Gabriel Rosenberg has a fairly brutal opinion piece in the Indianapolis Star entitled “Learning to Hate the Pacers, a Team I Have Long Loved.” Reading the title, I thought it was going to be some superficial rant complaining about the Pacers’ change in fortunes and level of performance toward the end of the season.
Nope. He clearly loves the Pacers and Indianapolis, but he’s pissed about the decision to give the Simon family $160 million to support the Pacers and Banker’s Fieldhouse at the same time the roads are crumbling and the police seemingly don’t have the resources they need to keep order.
He says:
The latest handout is a craven abdication of responsibility by the city’s leaders. The Simons squeeze the life from the city. But the mayor and the council fear the immediate political wrath of fans. Why pay a grievous political price now when the human cost can be amortized by decades of crumbling infrastructure, winnowing public services, violent crimes and shuttered schools?
. . .
I rage at something I love. I try to reject something that is a part of me and always will be. I can’t really ever walk away from the Pacers, but my stomach is knotted in anger and sorrow when I think of them. I’m saying things I don’t really believe. But I must learn to believe them. I hope Paul George misses his next 160 shots. I hope the Hawks outscore the Pacers by 160 points. I hope they lose the next 160 games. How else will I count the 160 million lacerations the Simons leave on the body of the city?I once loved a city that bled blue and gold. Now I love a city that simply bleeds.
Paul K. Ogden says
It was a terrific column.
Freedom says
Be sure to include the Colts in your ire and adversion, Gabe. I’d rather have an intact ball joint and an inflated tire than a silly sports game.
GRC says
A number of points:
I am jealous of the money that sports owners make too, but they have a seller’s market.
The $160 million that Rosenberg cites comes from a special fund set aside by the Legislature. It is comprised of sales taxes and hotel taxes collected in downtown Indy. If the sports teams leave town tomorrow, the leftover money won’t go to the police.
The presence of sports teams makes the city a more pleasant place to live. Indianapolis is the fastest growing city in the Midwest. This means that more taxpayers will be coming to the city to pay for the police.
I concede that the stadiums are paid for by a 1 or 2 per cent restaurant tax in the metro area. I think it is a terrific deal, however, to pay 2 cents extra for a hamburger and then go watch a game on TV. I pay a substantial amount more for other forms of entertainment.
Mr. Ogden, above, went to Law school at Indiana University. The IU Law school admits only a privileged few of those that apply.
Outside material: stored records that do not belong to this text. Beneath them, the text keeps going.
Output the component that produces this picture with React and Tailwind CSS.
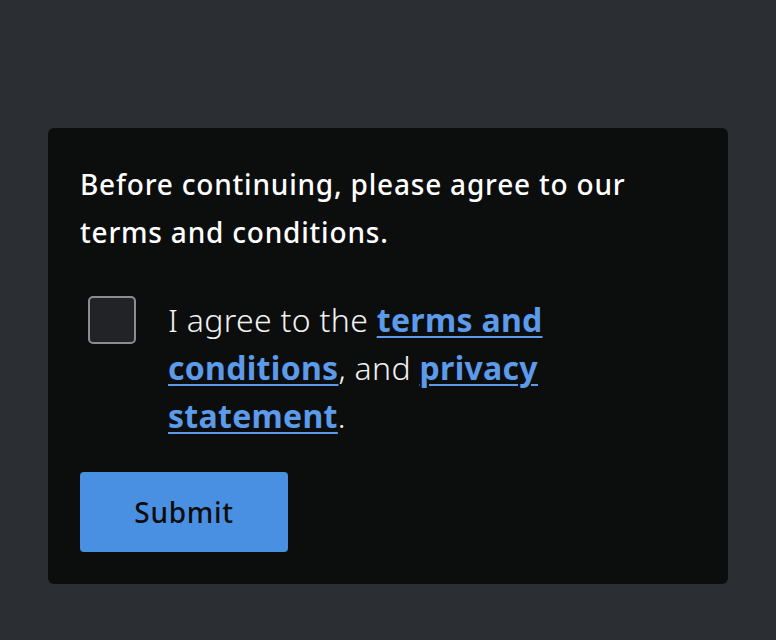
import React, { useState } from 'react';

export default function App() {
    const [checked, setChecked] = useState(false);

    return (
        <div className="min-h-[640px] w-full bg-[#2b2e33] pt-32 px-12" style={{ fontFamily: '"Noto Sans", "Open Sans", sans-serif' }}>
            <div className="bg-[#0c0d0d] rounded-md p-8 text-white">
                <p className="text-[28px] leading-[48px] font-medium tracking-[0.8px] max-w-[580px]">
                    Before continuing, please agree to our terms and conditions.
                </p>

                <div className="mt-10 flex items-start gap-8 pl-2">
                    <button
                        onClick={() => setChecked(!checked)}
                        className="w-12 h-12 shrink-0 rounded-[5px] border-2 border-[#8a8d91] bg-[#212326]"
                        aria-pressed={checked}
                    />
                    <p className="text-[32px] leading-[48px] font-light tracking-[0.3px] text-[#f2f2f2]">
                        I agree to the{' '}
                        <a href="#" className="font-bold text-[#5b9bea] underline decoration-2 underline-offset-4">terms and conditions</a>
                        , and{' '}
                        <a href="#" className="font-bold text-[#5b9bea] underline decoration-2 underline-offset-4">privacy statement</a>
                        .
                    </p>
                </div>

                <button className="mt-8 w-[208px] h-20 rounded bg-[#4a90e2] text-[#0c0d0d] text-[28px] font-medium tracking-wide">
                    Submit
                </button>
            </div>
        </div>
    );
}
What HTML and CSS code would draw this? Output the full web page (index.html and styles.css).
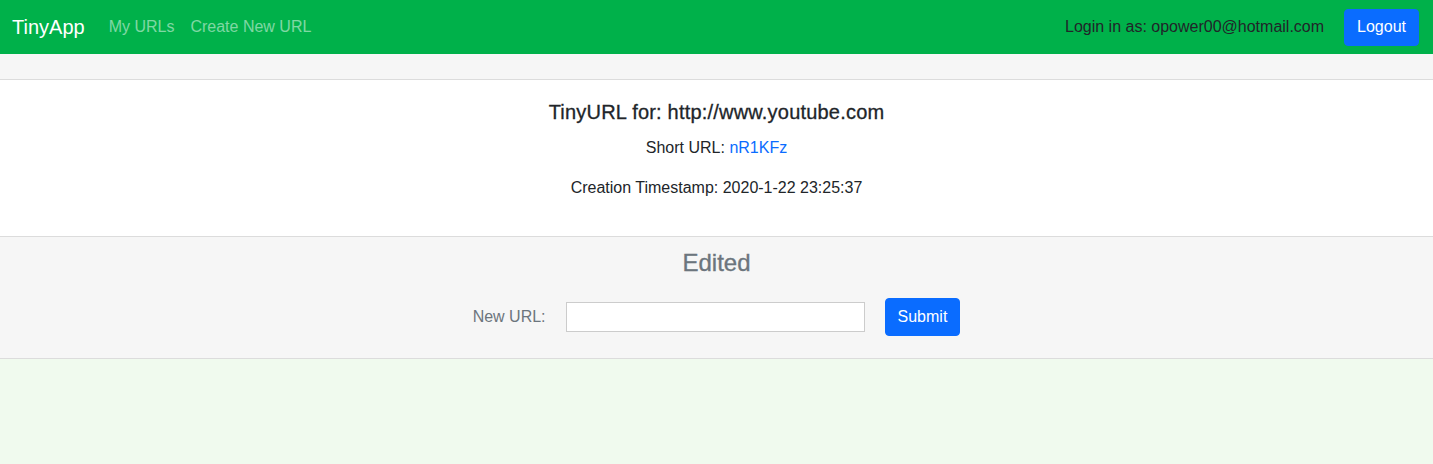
FILE: index.html
```html
<!DOCTYPE html>
<html lang="en">
<head>
<meta charset="utf-8">
<title>TinyApp</title>
<link rel="stylesheet" href="styles.css">
</head>
<body>
<nav class="navbar">
  <div class="nav-left">
    <a class="brand" href="#">TinyApp</a>
    <a class="nav-link" href="#">My URLs</a>
    <a class="nav-link" href="#">Create New URL</a>
  </div>
  <div class="nav-right">
    <span class="login-text">Login in as: opower00@hotmail.com</span>
    <button class="btn btn-primary btn-logout" type="button">Logout</button>
  </div>
</nav>
<main class="card">
  <div class="card-header"></div>
  <div class="card-body">
    <h5 class="card-title">TinyURL for: http://www.youtube.com</h5>
    <p class="card-text">Short URL: <a href="#" class="link">nR1KFz</a></p>
    <p class="card-text">Creation Timestamp: 2020-1-22 23:25:37</p>
  </div>
  <div class="card-footer">
    <h4 class="footer-title">Edited</h4>
    <form class="form-inline">
      <label class="form-label" for="newurl">New URL:</label>
      <input class="form-input" id="newurl" type="text">
      <button class="btn btn-primary btn-submit" type="submit">Submit</button>
    </form>
  </div>
</main>
</body>
</html>
```
FILE: styles.css
```css
* { box-sizing: border-box; }
html, body { margin: 0; padding: 0; }
body {
  font-family: "Liberation Sans", Arial, sans-serif;
  font-size: 16px;
  line-height: 1.5;
  color: #212529;
  background: #f0faee;
  min-height: 464px;
}
.navbar {
  background: #00b14a;
  height: 54px;
  padding: 0 14px 0 12px;
  display: flex;
  align-items: center;
  justify-content: space-between;
}
.nav-left { display: flex; align-items: center; }
.brand {
  color: #fff;
  font-size: 20px;
  text-decoration: none;
  margin-right: 16px;
}
.nav-link {
  color: rgba(255,255,255,0.5);
  text-decoration: none;
  padding: 0 8px;
}
.nav-right { display: flex; align-items: center; gap: 20px; }
.login-text { color: #212529; }
.btn {
  font-family: inherit;
  font-size: 16px;
  line-height: 1.5;
  border: 1px solid #0a6cff;
  background: #0a6cff;
  color: #fff;
  border-radius: 4px;
  padding: 6px 12px;
  cursor: pointer;
}
.btn-logout { height: 37px; padding: 5px 12px; }
.card { background: #fff; }
.card-header {
  height: 26px;
  background: #f6f6f6;
  border-bottom: 1px solid #dcdcdc;
}
.card-body {
  padding: 20px;
  text-align: center;
}
.card-title {
  font-size: 20px;
  font-weight: 500;
  line-height: 1.2;
  margin: 0 0 12px;
  -webkit-text-stroke: 0.3px #212529;
  letter-spacing: 0.2px;
}
.card-text { margin: 0 0 16px; }
.link { color: #0a6cff; text-decoration: none; }
.card-footer {
  background: #f6f6f6;
  border-top: 1px solid #dcdcdc;
  border-bottom: 1px solid #dcdcdc;
  padding: 12px 20px 22px;
  text-align: center;
}
.footer-title {
  font-size: 24px;
  font-weight: 500;
  line-height: 1.2;
  color: #6c757d;
  margin: 0 0 20px;
  -webkit-text-stroke: 0.35px #6c757d;
}
.form-inline {
  display: flex;
  justify-content: center;
  align-items: center;
}
.form-label { color: #6c757d; margin-right: 20px; }
.form-input {
  width: 299px;
  height: 30px;
  border: 1px solid #cccccc;
  background: #fff;
  font-family: inherit;
  font-size: 16px;
  margin-right: 20px;
}
.btn-submit { height: 38px; }
```
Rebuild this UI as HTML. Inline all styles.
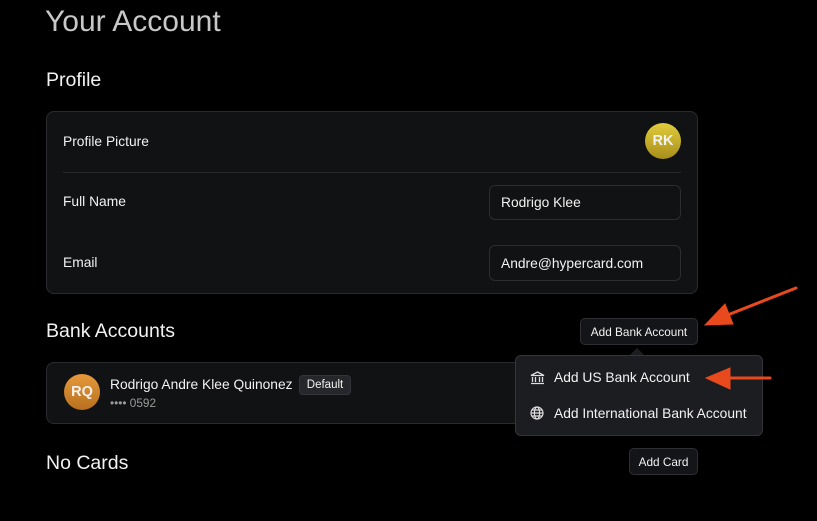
<!DOCTYPE html><html><head><style>
body{margin:0;width:817px;height:521px;background:#000;font-family:"Liberation Sans",sans-serif;color:#f2f2f2;position:relative;overflow:hidden}
.a{position:absolute}
.card{background:#111214;border:1px solid #2a2b2e;border-radius:8px}
.t{font-size:13.8px}
.btn{background:#141518;border:1px solid #2e2f33;border-radius:5px;font-size:11.8px;display:flex;align-items:center;justify-content:center;box-sizing:border-box}
.inp{border:1px solid #2c2d31;border-radius:6px;box-sizing:border-box;font-size:13.8px;padding-left:11px;display:flex;align-items:center;background:#111214}
.av{border-radius:50%;font-size:14.5px;display:flex;align-items:center;justify-content:center;font-weight:bold}
</style></head><body>
<div class="a" style="left:45px;top:5px;font-size:30px;color:#c8c8c8">Your Account</div>
<div class="a" style="left:46px;top:69px;font-size:19.5px">Profile</div>
<div class="a card" style="left:46px;top:111px;width:650px;height:181px"></div>
<div class="a t" style="left:63px;top:134px">Profile Picture</div>
<div class="a av" style="left:645px;top:123px;width:36px;height:36px;background:linear-gradient(#e2cc3c,#a88e1c)">RK</div>
<div class="a" style="left:63px;top:172px;width:618px;height:1px;background:#2a2b2e"></div>
<div class="a t" style="left:63px;top:194px">Full Name</div>
<div class="a inp" style="left:489px;top:185px;width:192px;height:35px">Rodrigo Klee</div>
<div class="a t" style="left:63px;top:255px">Email</div>
<div class="a inp" style="left:489px;top:245px;width:192px;height:36px">Andre@hypercard.com</div>
<div class="a" style="left:46px;top:320px;font-size:19.5px">Bank Accounts</div>
<div class="a btn" style="left:580px;top:318px;width:118px;height:27px">Add Bank Account</div>
<div class="a card" style="left:46px;top:362px;width:650px;height:60px"></div>
<div class="a av" style="left:64px;top:374px;width:36px;height:36px;background:linear-gradient(#e69a3a,#b8701f)">RQ</div>
<div class="a t" style="left:110px;top:377px">Rodrigo Andre Klee Quinonez</div>
<div class="a" style="left:299px;top:375px;width:52px;height:20px;background:#26272b;border:1px solid #33343a;border-radius:4px;box-sizing:border-box;font-size:11.5px;display:flex;align-items:center;justify-content:center">Default</div>
<div class="a" style="left:110px;top:396px;font-size:11.8px;color:#9a9a9a">•••• 0592</div>
<div class="a" style="left:632px;top:350px;width:10px;height:10px;background:#1c1d21;transform:rotate(45deg)"></div>
<div class="a" style="left:515px;top:355px;width:248px;height:81px;background:#1c1d21;border:1px solid #34353a;border-radius:6px;box-sizing:border-box"></div>
<svg class="a" style="left:530px;top:371px" width="15" height="14" viewBox="0 0 15 14" fill="none" stroke="#ddd" stroke-width="1.3"><path d="M1 4.5L7.5 1 14 4.5z M2.5 6v5M5.5 6v5M9.5 6v5M12.5 6v5M1 12.5h13"/></svg>
<div class="a t" style="left:554px;top:370px">Add US Bank Account</div>
<svg class="a" style="left:530px;top:406px" width="14" height="14" viewBox="0 0 14 14" fill="none" stroke="#ddd" stroke-width="1.2"><circle cx="7" cy="7" r="6"/><ellipse cx="7" cy="7" rx="2.6" ry="6"/><path d="M1 7h12M2 4h10M2 10h10"/></svg>
<div class="a t" style="left:554px;top:406px">Add International Bank Account</div>
<div class="a" style="left:46px;top:452px;font-size:19.5px">No Cards</div>
<div class="a btn" style="left:629px;top:448px;width:69px;height:27px">Add Card</div>
<svg class="a" style="left:0;top:0" width="817" height="521"><g fill="#e8491d" stroke="#e8491d" stroke-linecap="round"><path d="M796 288L720 318" stroke-width="3"/><path d="M705 325L725 304L733 324z"/><path d="M770 378L722 378" stroke-width="3"/><path d="M706 378L730 368L730 389z"/></g></svg>
</body></html>
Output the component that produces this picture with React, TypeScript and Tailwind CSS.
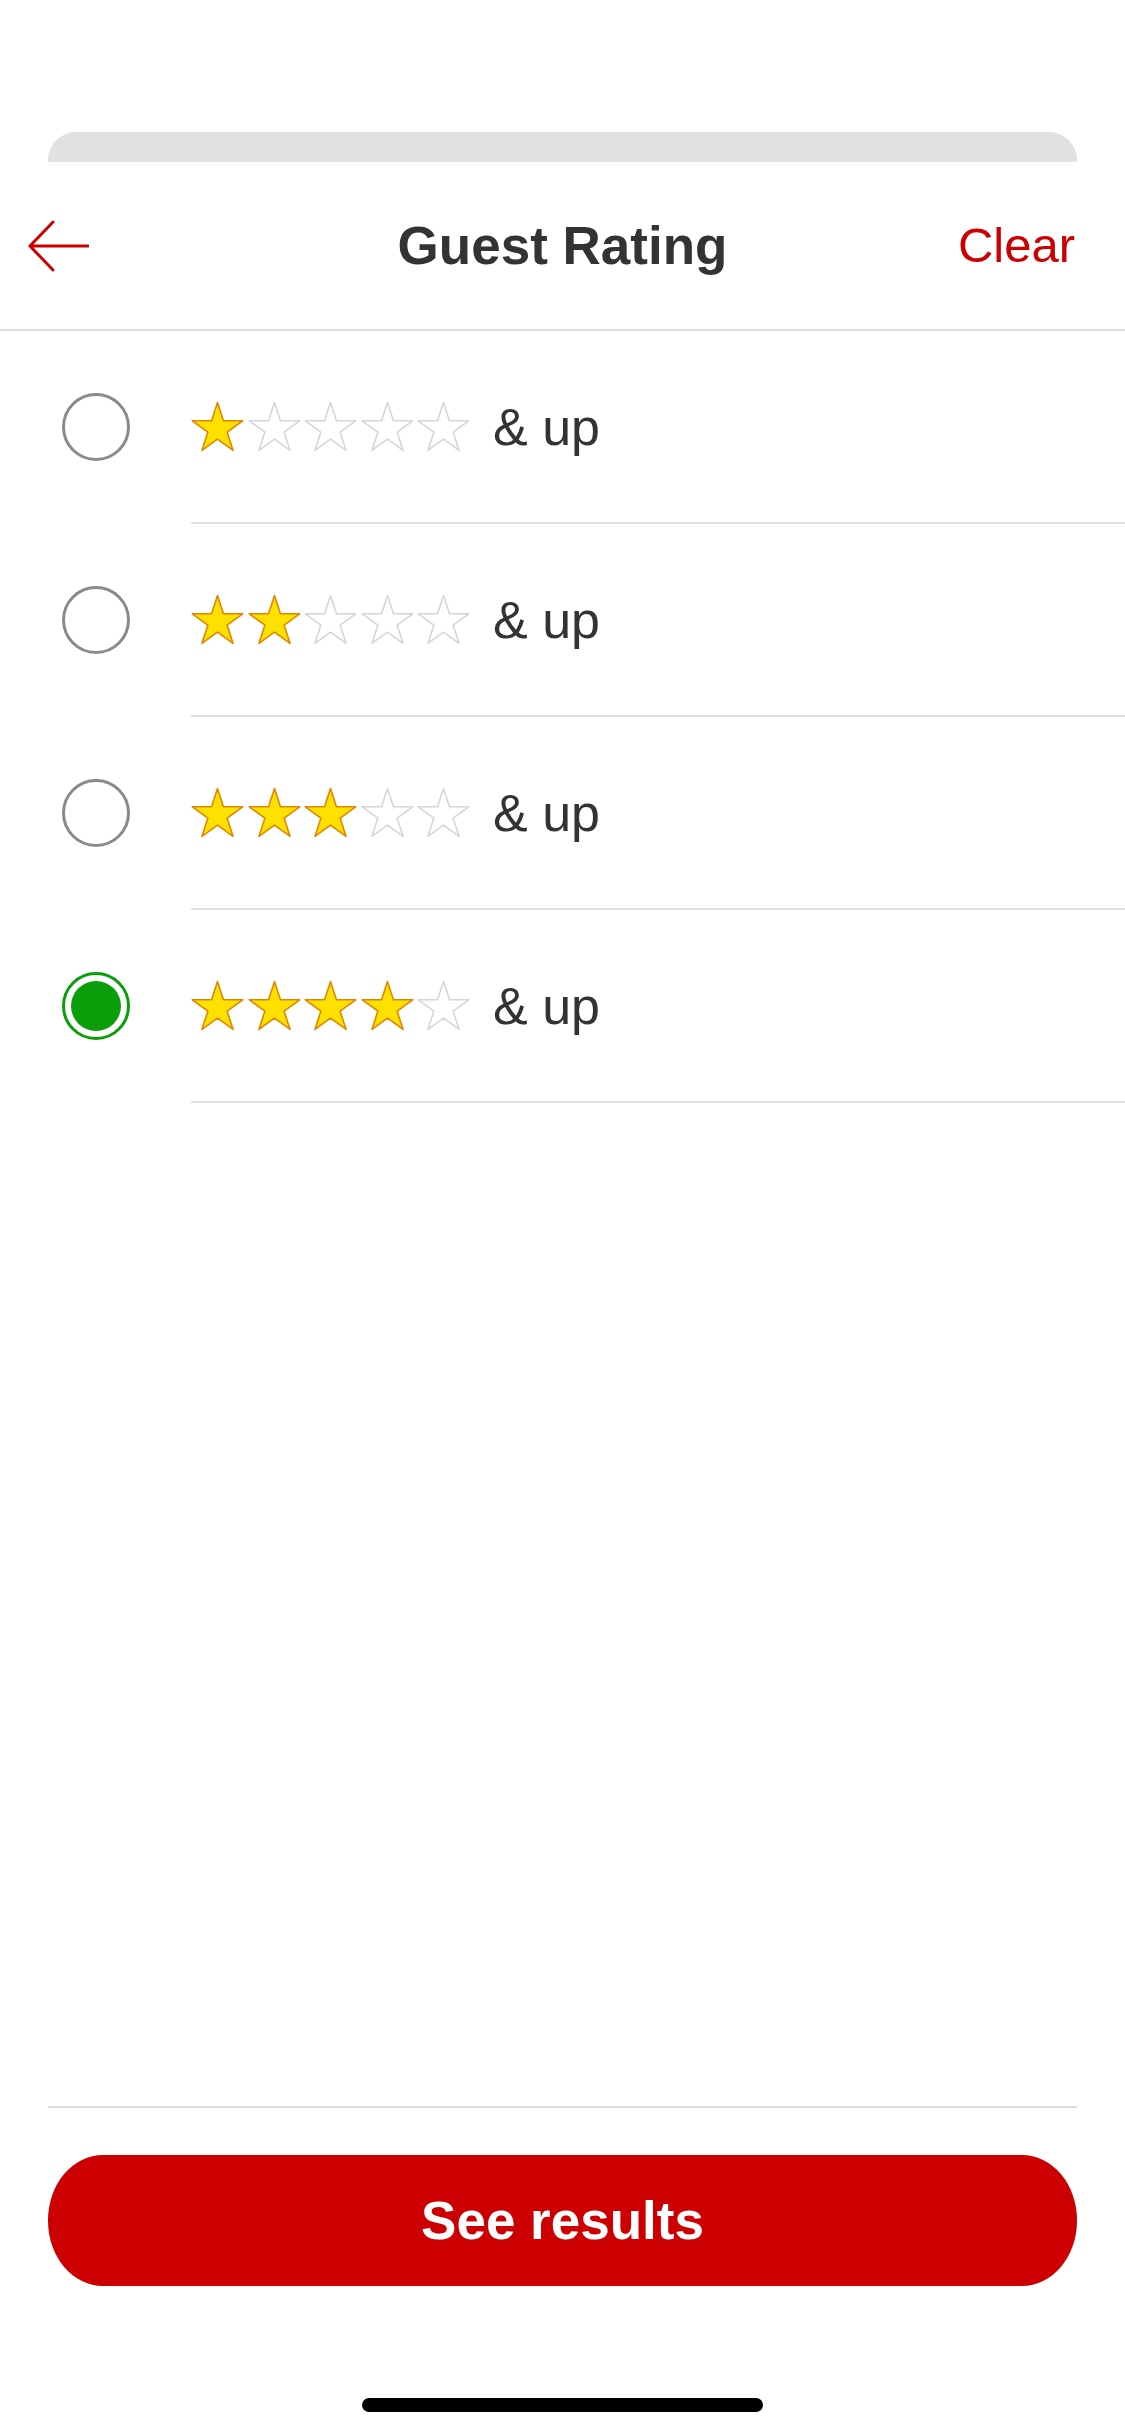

Since IU is a state operated institution, however, the taxpayers subsidize approximately 75 per cent of the resident students’ costs. If Mr. Ogden is principled in favor of free enterprise and against taxpayer subsidies, then he should offer to pay his student subsidies back and support the efforts of places like the Indiana Tech Law School, which is 100 per cent supported by users (students).
volsolGuy says
Or, maybe, we find more value in subsidizing some things than others; thereby making some subsidies more acceptable to our individual selves and/or society as a whole.
Case in point: I find subsidizing the college-educations of Hoosier kids far more valuable to society as a whole than I find in subsidizing a privately-owned sports franchise.
Freedom says
“The presence of sports teams makes the city a more pleasant place to live. ”
Are you nuts?They make it a worse place to live. Even if I grant your point, the Rally’s on South Madison makes Indy “a more pleasant place to live.”.Are they deserving of tax dollars? I make Indy “a more pleasant place to live.” Am I deserving of tax dollars?
“I think it is a terrific deal, however, to pay 2 cents extra for a hamburger and then go watch a game on TV. I pay a substantial amount more for other forms of entertainment.”
Because you’re a thief. I think it’s a horrible deal to pay for your entertainment merely because I need my daily bread. “Pay for my sports, or you can’t eat” is the most vile of thief.
Your attempt to force an equivalence in public benefit between the Colts and Indiana University is truly desperate.
teutonic says
How about instead of taking these tax districts and giving the money to the For Profit teams, we use that money for infrastructure cost. Maybe a better bus service, more police presence, better sewer system. Why are we subsidizing these teams? Why can’t they figure out how to be profitable. We are practically giving them the space for free and they are getting all the money out of it.